I might use Virtual if I had space on the HDD for that. I've run others off Live images to look at them but mine is an old dinorsaur and I just don't want to tax it so much.
I might use Virtual if I had space on the HDD for that. I've run others off Live images to look at them but mine is an old dinorsaur and I just don't want to tax it so much.
It depends whether you're more concerned with stability or code freshness.
Personally, i often look over code for packages i use and *excitement* see that there have been improvements to memory consumption, new features and bug fixes but these new versions might not become an SRU (A stable release update) which gets backported to the latest LTS version (it feels a bit potluck sometimes), so only users using the 'latest and greatest' version of the OS will have access to it immediately by default*. The reason you can't just pull in a .deb that was built for a later ubuntu version is that the dependencies won't be satisfied: this new package will require a multitude of newer versioned packages itself - which can increase how many you're installing exponentially to a maximum!
*You could also compile packages you want from source of course, but if you continue on down this road, you may find yourself a gentoo linux user! (compiling is just too much fun )
Edit: (So i would say 'current')
I am so conservative I make Mother Teresa look like Attila the Hun so once I had 12.04LTS bedded down I swore I wouldn't change.

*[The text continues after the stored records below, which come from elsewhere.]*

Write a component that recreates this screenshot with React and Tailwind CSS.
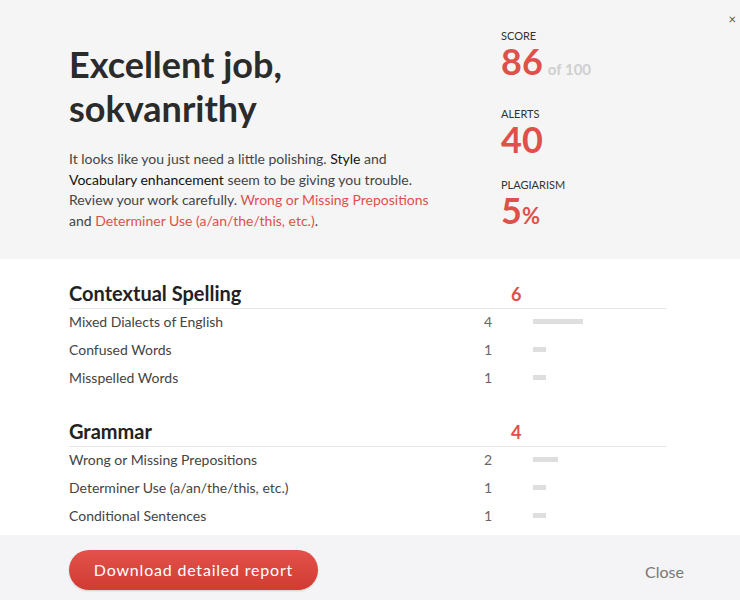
import React from 'react';

const sections = [
  {
    title: 'Contextual Spelling',
    count: 6,
    items: [
      { label: 'Mixed Dialects of English', count: 4 },
      { label: 'Confused Words', count: 1 },
      { label: 'Misspelled Words', count: 1 },
    ],
  },
  {
    title: 'Grammar',
    count: 4,
    items: [
      { label: 'Wrong or Missing Prepositions', count: 2 },
      { label: 'Determiner Use (a/an/the/this, etc.)', count: 1 },
      { label: 'Conditional Sentences', count: 1 },
    ],
  },
];

function Stat({ label, className = '', children }) {
  return (
    <div className={className}>
      <div className="text-[11px] leading-[14px] uppercase text-[#333]">{label}</div>
      <div className="mt-[1px] flex items-baseline text-[#e0504a] font-bold">{children}</div>
    </div>
  );
}

function Section({ section }) {
  return (
    <div>
      <div className="flex items-end border-b border-[#e6e6e6] pb-[2px]">
        <h2 className="w-[442px] text-[20px] leading-[26px] font-bold text-[#222]">{section.title}</h2>
        <span className="text-[18px] leading-[24px] font-bold text-[#e0504a]">{section.count}</span>
      </div>
      <div className="-mt-[2px]">
        {section.items.map((item) => (
          <div key={item.label} className="flex items-center h-[28px] text-[14px] text-[#444]">
            <span className="w-[415px]">{item.label}</span>
            <span className="w-[49px] text-[#666]">{item.count}</span>
            <span
              className="h-[5px] bg-[#dedede]"
              style={{ width: item.count === 4 ? 50 : item.count * 12.5 }}
            />
          </div>
        ))}
      </div>
    </div>
  );
}

export default function App() {
  return (
    <div className="relative w-[740px] h-[600px] flex flex-col bg-white overflow-hidden font-['Lato','Liberation_Sans',sans-serif]">
      <button className="absolute right-[4px] top-[13px] text-[13px] leading-none text-[#555]">×</button>

      {/* summary */}
      <div className="h-[259px] shrink-0 bg-[#f5f5f5] flex pl-[69px] pt-[42px]">
        <div className="w-[432px]">
          <h1 className="text-[36px] leading-[44px] font-bold text-[#2b2b2b]">
            Excellent job,
            <br />
            sokvanrithy
          </h1>
          <p className="mt-[19px] w-[370px] text-[14px] leading-[20.7px] text-[#444]">
            It looks like you just need a little polishing. <span className="text-[#111]">Style</span> and{' '}
            <span className="text-[#111]">Vocabulary enhancement</span> seem to be giving you trouble. Review your
            work carefully. <span className="text-[#e0504a]">Wrong or Missing Prepositions</span> and{' '}
            <span className="text-[#e0504a]">Determiner Use (a/an/the/this, etc.)</span>.
          </p>
        </div>
        <div className="flex flex-col -mt-[13px]">
          <Stat label="Score">
            <span className="text-[36px] leading-[34px]">86</span>
            <span className="ml-[5px] text-[15px] text-[#cfcfcf]">of 100</span>
          </Stat>
          <Stat label="Alerts" className="mt-[26px]">
            <span className="text-[36px] leading-[34px]">40</span>
          </Stat>
          <Stat label="Plagiarism" className="mt-[22px]">
            <span className="text-[36px] leading-[34px]">5</span>
            <span className="text-[22px]">%</span>
          </Stat>
        </div>
      </div>

      {/* breakdown */}
      <div className="flex-1 overflow-hidden pl-[69px] pt-[21px]">
        <div className="w-[597px] flex flex-col gap-[27px]">
          {sections.map((s) => (
            <Section key={s.title} section={s} />
          ))}
        </div>
      </div>

      {/* footer */}
      <div className="h-[65px] shrink-0 bg-[#f4f4f6] flex items-center justify-between pl-[69px] pr-[56px] pt-[5px]">
        <button className="h-[40px] w-[249px] rounded-full bg-gradient-to-b from-[#e2514a] to-[#d03b33] text-white text-[16px] tracking-[0.8px] shadow-[0_1px_2px_rgba(0,0,0,0.15)]">
          Download detailed report
        </button>
        <button className="mt-[4px] text-[16px] text-[#777]">Close</button>
      </div>
    </div>
  );
}
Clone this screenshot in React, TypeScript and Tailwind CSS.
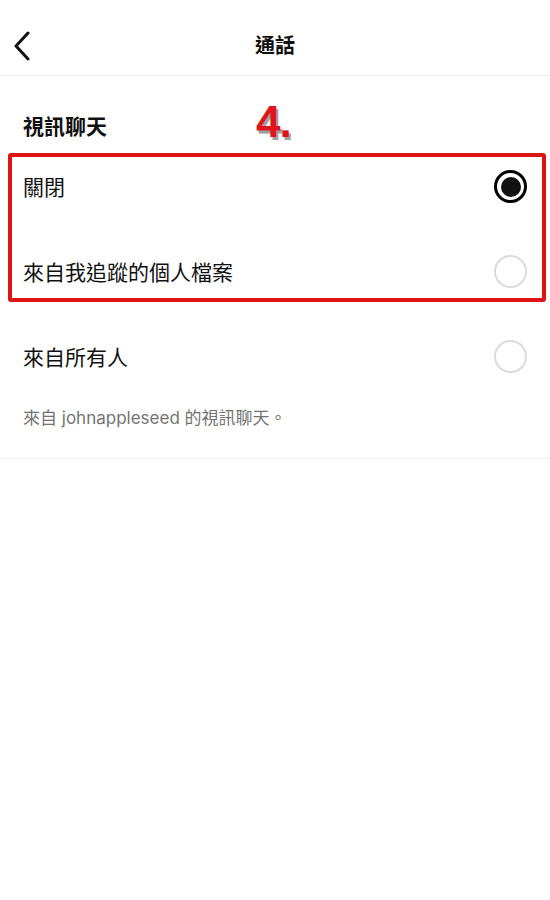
import { useState } from "react";

const options = ["關閉", "來自我追蹤的個人檔案", "來自所有人"];

function Radio({ checked }: { checked: boolean }) {
  return checked ? (
    <span className="w-[33px] h-[33px] rounded-full border-[3px] border-black flex items-center justify-center">
      <span className="w-[20px] h-[20px] rounded-full bg-[#111]" />
    </span>
  ) : (
    <span className="w-[33px] h-[33px] rounded-full border-2 border-[#dbdbdb]" />
  );
}

function OptionRow({ label, checked, onClick }: { label: string; checked: boolean; onClick: () => void }) {
  return (
    <div onClick={onClick} className="h-[85px] flex items-center justify-between pl-[23px] pr-[23px] cursor-pointer">
      <span className="text-[21px] text-[#111]">{label}</span>
      <Radio checked={checked} />
    </div>
  );
}

export default function App() {
  const [selected, setSelected] = useState(0);

  return (
    <div
      className="w-[550px] min-h-[900px] bg-white"
      style={{ fontFamily: '"Noto Sans CJK TC", "Noto Sans", sans-serif' }}
    >
      <header className="relative h-[76px] flex items-center justify-center border-b border-[#f0f0f0]">
        <button className="absolute left-[11px] top-[31px]">
          <svg width="22" height="30" viewBox="0 0 22 30" fill="none">
            <path d="M17 2 L5 15 L17 28" stroke="#111" strokeWidth="3" strokeLinecap="round" strokeLinejoin="round" />
          </svg>
        </button>
        <h1 className="text-[20px] font-bold text-[#111] mt-[14px]">通話</h1>
      </header>

      <div className="relative pt-[35px] pb-[5px] px-[23px]">
        <h2 className="text-[21px] leading-[28px] font-bold text-[#111]">視訊聊天</h2>
        <span className="absolute left-[256px] top-[24px] text-[44px] leading-none font-black text-[#e0141c] [text-shadow:2px_3px_0_#a0a0a0] tracking-[-1px] font-['Liberation_Sans',sans-serif]">
          4.
        </span>
      </div>

      <div className="relative">
        {options.slice(0, 2).map((o, i) => (
          <OptionRow key={o} label={o} checked={selected === i} onClick={() => setSelected(i)} />
        ))}
        <div className="absolute left-[8px] right-[4px] top-[9px] bottom-[12px] border-4 border-[#dc1414] rounded-[3px] pointer-events-none" />
      </div>
      <OptionRow label={options[2]} checked={selected === 2} onClick={() => setSelected(2)} />

      <div className="px-[23px] pt-[7px] pb-[28px] border-b border-[#f0f0f0]">
        <p className="text-[17px] leading-[24px] text-[#737373] font-['Inter','Noto_Sans_CJK_TC',sans-serif]">
          來自 johnappleseed 的視訊聊天。
        </p>
      </div>
    </div>
  );
}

A momentary lapse in judgement saw me create a new partition to play with 12.10 and I had more problems than a duck on a sewage farm. I'm no Linux expert so the Quantal problems were probably of my own doing. Frustrated with 12.10 I cloned my original Precise partition into the dodgy Quantal partition and upgraded it to Raring.
Holy snapping frogpoop! Raring is ballistic compared to Precise, and looked a lot better, and was more adaptable, and and and... Raring is now my production environment and naturally I have caught the "what about" bug and have partitions with raring and saucy testing gnome shell, Xfce, Mint, Cinnamon and anything else I can get my hands on.
Raring is super stable and a joy to use. Hard drives are as cheap as a politician's promise atm so load up and fire away. But don't forget, always keep your old production partition locked away safe before you move on.
I was on 12.04 LTS for about a year. 12.10 didn't really work to well with me when I tested it out so I waited for 13.04. I usually always test out the latest version once they come out, and keep an eye on the updates they get. If I find it to be mostly stable and there are new features I must have, I'll go ahead and use it as my primary OS. Then again some of you folks are using this on work machines. Mine is just my personal desktop computer so I don't need to be as careful as most people.
Both have advantages and disadvantages.
12.04 is longer supported
13.04 has the latest and greatest but is not supported for very long.
But I do find 13.04 overall more stable then 12.04, my biggest worry is if 13.10 stinks I wont have any options to go back once 13.04 reaches its end of support cycle.
What new rolling release model would that be? Thought the developers decided that development branch will be the unofficial rolling release and they would add some kind of symlink for automatic transitioning into each new development release...Is that what you are referring to or have you heard something else recently?